Но больше всего он любит мастерить с папой домик и ходить на реку строить плотину.


Федя костлявый и жилистый: жесткое цепкое тельце вертлявого мальчика; волосы короткие, щетинистые: мне не пропустить их нежно между пальцами, как раньше.


Федя часто борется с папой: папа «берет его в плен», сжимая крепко, а Федя вырывается и дубасит папу, как может, чтобы высвободиться.


Их возня мне не по силам. Я могу только наблюдать за игрой, нарезая для них овощи к обеду.


Я упиваюсь маленьким Мишей, и когда папа забирает его на детскую площадку, я испытываю облегчение: сейчас переделаю кучу дел, – и вместе с тем еле различимую, но очень острую тоску: еще пять лет, в лучшем случае, – и не будет у меня моего малыша. Будет папин мальчуган, сорванец-мальчишка, самое интересное для которого, что я смогу ему дать, – это остатки сырого сладкого теста на миске.


И я заранее отпускаю маленького Мишу, хотя велик соблазн: кормить грудью до двух лет, потакать всем его капризам, лишь бы был мой. Безраздельно и как можно дольше.


Все думают, родительская любовь – она прежде всего про жертвенность, про страх, про отдавание себя без остатка.


Нет.


Родительская любовь – это когда приходится делать больно (себе или ребенку), когда есть в том необходимость и больший смысл.

5.


Это было полгода назад, примерно под Рождество, когда мне показалось, что моей семьи больше нет.


Я осталась одна с маленьким ребёнком в только-только узнаваемом мной городе.


Моя семья уехала на родину на зимние каникулы, а мы с маленьким Мишей остались дома долечивать его бронхит.


Я провожала семью в аэропорт, глядя на них своими красными и опухшими от слез глазами, и уже строила план воссоединения через недельку: только бы успеть на праздники, – такое маленькое новогоднее чудо в духе рождественских ромкомов.


Вдруг, как и семнадцать лет назад, мне стал так важен этот дурацкий Новый год; до того важен, что прямо как в детстве у тебя все внутри сжимается от досады, когда не пустили гулять, а Ленка с восьмого этажа так задорно зовет тебя в окно.


У меня две недели одиночества: за две с половиной тысячи километров от семьи и по сути от все еще дома; а мне иногда кажется, что в покое меня так и не оставили. Бабушки не поделили внуков, Арина хочет к моим родителям, Федя рвется к Юркиной маме, их папе тиско вообще везде: он отвык жить с родителями. Все едут по разным местам, не могут наладить коммуникацию, звонят мне: «Разберись!» Рассуди нас, организуй график перемещений, придумай логистику.
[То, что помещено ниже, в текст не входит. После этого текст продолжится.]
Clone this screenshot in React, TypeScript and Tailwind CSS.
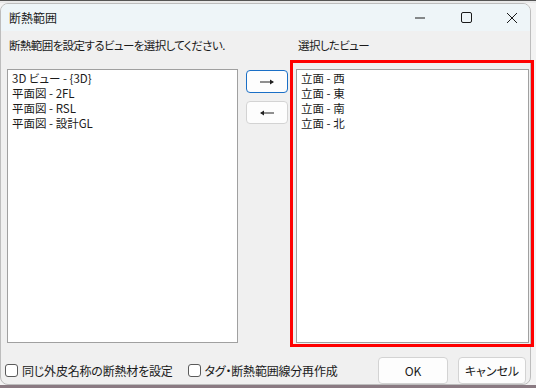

Арине тринадцать лет, ее папе – тридцать пять, и у них нет ничего общего, кроме нашей семьи. Арина отчаянно борется за свою самость; ее же папа обладает ярко-выраженной самостью, практически непримиримой ни с какими другими.


Эти два человека находятся по разные стороны вообще всего: ни одной точки соприкосновения, ни в характере, ни в интересах, ни в умении чувствовать и видеть мир и жизнь; и судьбы их сплелись десять лет назад, когда Арина была маленькой дочкой его любимой женщины.


«Девочка с девочкой» – так он меня называл, и в первые месяцы после нашего знакомства, каждый раз вспоминая, что я мама, он, словно ошарашенный сам своим умилением, сжимал меня крепко и всякий раз говорил: «Ты маааамочка».


Когда родился Федя, Арине было семь лет, и они с папой проводили много времени вместе, пока я оставалась дома нянчиться с новорожденным: семилетку нужно хорошо выгуливать.


Ни у кого не возникало сомнений и вопросов, кто для Арины папа: ни у людей вокруг, ни у нее самой, ни у ее папы; а у меня не было сомнений, что так будет всегда.


Однажды я сказала ему: «Ты отец моих детей», и это была чистая правда. И попросила: «Обещай мне: что бы ни случилось, ты всегда останешься папой нашим детям».